In the years that followed she became an expert negotiator in her affairs with actors, discriminating enough to seek out talented people rather than untalented ones, and indeed, she enjoyed the talented ones more. It seemed that general intelligence went with talent. And she helped them in their careers. She never made the mistake of going directly to her husband. Moses Wartberg was too Olympian to be concerned with such decisions. Instead, she went to one of the three vice-presidents. She would rave about the talent of an actor she had seen in a little art group giving Ibsen and insist that she didn’t know the actor personally but she was sure he would be an asset to the studio. The vice-president would put the name down and the actor would get a small part. Soon enough the word got around. Bella Wartberg became so notorious for fucking anybody, anywhere, that whenever she stopped by one of the vice-president’s offices, that VP would make sure that one of his secretaries was present, as a gynecologist would make sure a nurse was present when examining a patient.

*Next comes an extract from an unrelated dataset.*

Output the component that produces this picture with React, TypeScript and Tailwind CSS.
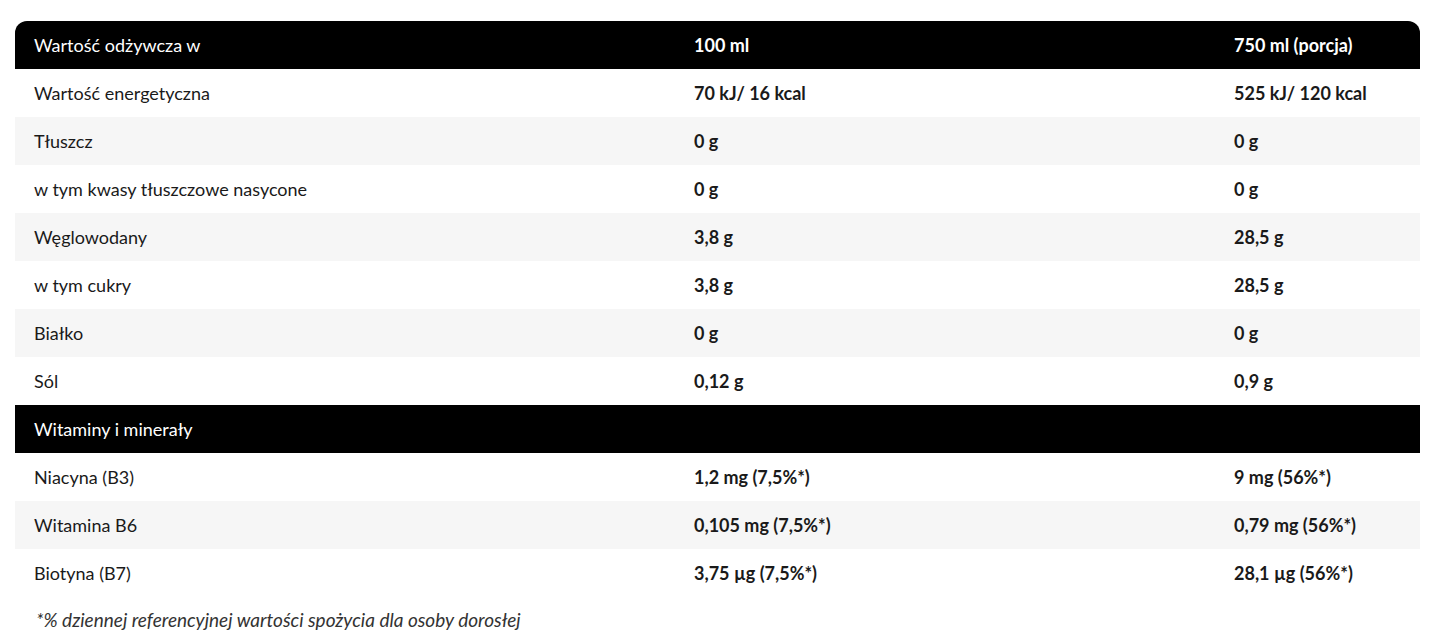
const rows: [string, string, string][] = [
  ["Wartość energetyczna", "70 kJ/ 16 kcal", "525 kJ/ 120 kcal"],
  ["Tłuszcz", "0 g", "0 g"],
  ["w tym kwasy tłuszczowe nasycone", "0 g", "0 g"],
  ["Węglowodany", "3,8 g", "28,5 g"],
  ["w tym cukry", "3,8 g", "28,5 g"],
  ["Białko", "0 g", "0 g"],
  ["Sól", "0,12 g", "0,9 g"],
];

const vitamins: [string, string, string][] = [
  ["Niacyna (B3)", "1,2 mg (7,5%*)", "9 mg (56%*)"],
  ["Witamina B6", "0,105 mg (7,5%*)", "0,79 mg (56%*)"],
  ["Biotyna (B7)", "3,75 µg (7,5%*)", "28,1 µg (56%*)"],
];

function Row({ cells, shaded }: { cells: [string, string, string]; shaded: boolean }) {
  return (
    <div className={`grid grid-cols-[660px_540px_1fr] h-12 items-center ${shaded ? "bg-[#f6f6f6]" : "bg-white"}`}>
      <div className="pl-[19px]">{cells[0]}</div>
      <div className="pl-[19px] font-bold">{cells[1]}</div>
      <div className="pl-[19px] font-bold">{cells[2]}</div>
    </div>
  );
}

export default function App() {
  return (
    <div className="bg-white min-h-screen pt-[21px] px-[15px] text-[18px] text-[#1a1a1a]" style={{ fontFamily: "Lato, 'Noto Sans', sans-serif" }}>
      <div className="w-[1405px]">
        <div className="grid grid-cols-[660px_540px_1fr] h-12 items-center bg-black text-white rounded-t-xl">
          <div className="pl-[19px]">Wartość odżywcza w</div>
          <div className="pl-[19px] font-bold">100 ml</div>
          <div className="pl-[19px] font-bold">750 ml (porcja)</div>
        </div>
        {rows.map((r, i) => (
          <Row key={r[0]} cells={r} shaded={i % 2 === 1} />
        ))}
        <div className="h-12 flex items-center bg-black text-white pl-[19px]">Witaminy i minerały</div>
        {vitamins.map((r, i) => (
          <Row key={r[0]} cells={r} shaded={i % 2 === 1} />
        ))}
        <p className="italic pl-[21px] pt-[9px] text-[19px] text-[#333]">*% dziennej referencyjnej wartości spożycia dla osoby dorosłej</p>
      </div>
    </div>
  );
}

The three VP’s jockeying for power had to accommodate Wartberg’s wife, or felt they had to. Jeff Wagon became good friends with Bella and would even introduce her to some especially upstanding young fellow. When all this failed, she prowled the expensive shops of Rodeo for women, took long lunches with pretty starlets at exclusive restaurants, wearing ominously huge macho sunglasses.
Because of his close relationship with Bella, Jeff Wagon was the odds-on favorite to get Moses Wartberg’s spot when he retired. There was one catch. What would Moses Wartberg do when he learned that his wife, Bella, was the Messalina of Beverly Hills? Gossip columnists planted Bella’s affairs as “blind items” Wartberg couldn’t fail to see. Bella was notorious.